Bref, l’artiste enregistre, accumule, collectionne, archive, dresse des inventaires. De ces processus, à l’œuvre depuis la fin des années soixante, est ici proposé un récapitulatif proliférant et baroque. Ce travail s’enracine à la fois dans le rejet d’un art coupé de la vie, tel que le prônait, au lendemain de la guerre, le purisme américain alors hégémonique, et dans une certaine fascination, mêlée de suspicion, devant la prolifération émergente de l’imagerie populaire et commerciale. Plus question donc d’en rajouter, plutôt essayer d’y mettre de l’ordre, de donner du sens. Ainsi l’œuvre participe de ce déplacement, sensible aussi bien aux États-Unis (Ed Ruscha, Dan Graham, puis l’art conceptuel) qu’en Europe (Fluxus), de l’œuvre-objet vers l’œuvre-processus.

Les carnets Bilder des débuts en sont exemplaires : exposés ici comme dans les galeries alors, en libre consultation, simplement accrochés au mur par une ficelle, ils se présentent comme des publications de série bon marché, et rassemblent chacun un nombre aléatoire d’images (sept paysages de montagne, neuf cyclistes, onze paires de genoux de jeunes femmes, etc.). Des images, sans qualité particulière, mais collectées, et réunies pour leurs analogies formelles et thématiques. Ainsi libérées de leur contexte premier de production et de diffusion, elles sont remises en circulation, via un support pauvre, et indéfiniment reproductible.

Feldmann propose ainsi une multitude de collections et de séries, d’objets et d’images, produits de consommation courante, souvent franchement kitsch, parfois retravaillés — telles ces photos de publicités pour lingerie féminine, agrandies par photocopie noir et blanc, et recolorisées —, et tous absolument étrangers à l’art. D’où cette précaution feinte que constitue le titre de l’exposition —  » Une exposition d’art  » —, qui témoigne de la défiance de l’artiste à l’égard du monde de l’art, de ses règles et de ses attentes.

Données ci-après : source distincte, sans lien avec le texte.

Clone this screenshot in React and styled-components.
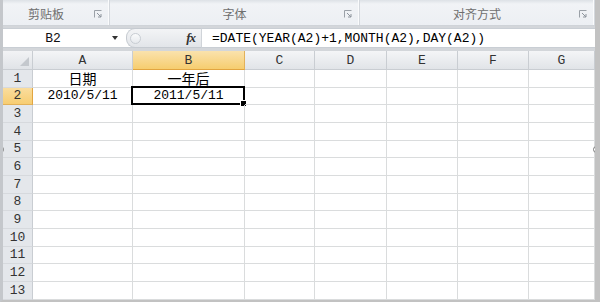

Les collections ont des allures parfois désuètes, et leur accumulation frise l’entassement amorphe, mais la riche diversité des modalités de constitution et d’exposition mériterait pour le moins un inventaire… La force des procédures de Feldmann est de rendre toutes ces images, qui encombrent le quotidien, disponibles pour des récits qui instaurent des rapports littéralement imprévus avec le réel. Ainsi ces six photographies d’amateurs, retitrées L’Amore, où une femme et un homme apparaissent tour à tour, seuls, vêtus puis nus, et châtrés, semblent dire l’impossible de la fusion amoureuse. En débarrassant les images de leur carcan contextuel, Feldmann libère leur puissance fictionnelle, dont on aurait tort de ne pas se méfier.

Les Å“uvres
Pour les œuvres non titrées (la plupart) :
a. Les cartels indiquent une catégorie
— Carnet, 1968-1972. Treize carnets qui contiennent un nombre aléatoire d’images qui donne le titre, exemple : 11 Bilder.
— Collection d’images, Série du temps (les 36 vues d’une pellicule qui décomposent un court laps de temps d’une scène anodine : un homme lit le journal, une péniche passe, etc.).
b. Les cartels justifient la présence des pièces :
— Cette image n’est pas de l’art mais elle est jolie,
— Robe prêtée par Menkes,
—Train prêté par le magasin Les Haudriettes à Paris.
Œuvres titrées :
— Images réimprimées depuis des affiches de grands magasins, 1975.
— Tous les vêtements d’une femme, 1974. Photographies noir et blanc.
— Die Töten, 1967-1993. Quatre-vingt treize photographies et légendes.
— Hommage à Monica Vitti (un récipient rempli de montres à gousset bon marché dans une vitrine).
— Photographies prises depuis la fenêtre de l’appartement de Feldmann, 1985-1997.
— Vues prises depuis les chambres d’hôtel pendant les voyages de Feldmann depuis 1975.
— L’Amore, photos trouvées.
— White Cube, sculpture (le buste d’un exhibitionniste vu de dos, sur un socle cubique blanc : le titre n’est visible qu’après être passé devant « la sculpture » pour découvrir que l’imperméable ouvert ne découvre … rien, soit une allégorie de la galerie d’art…).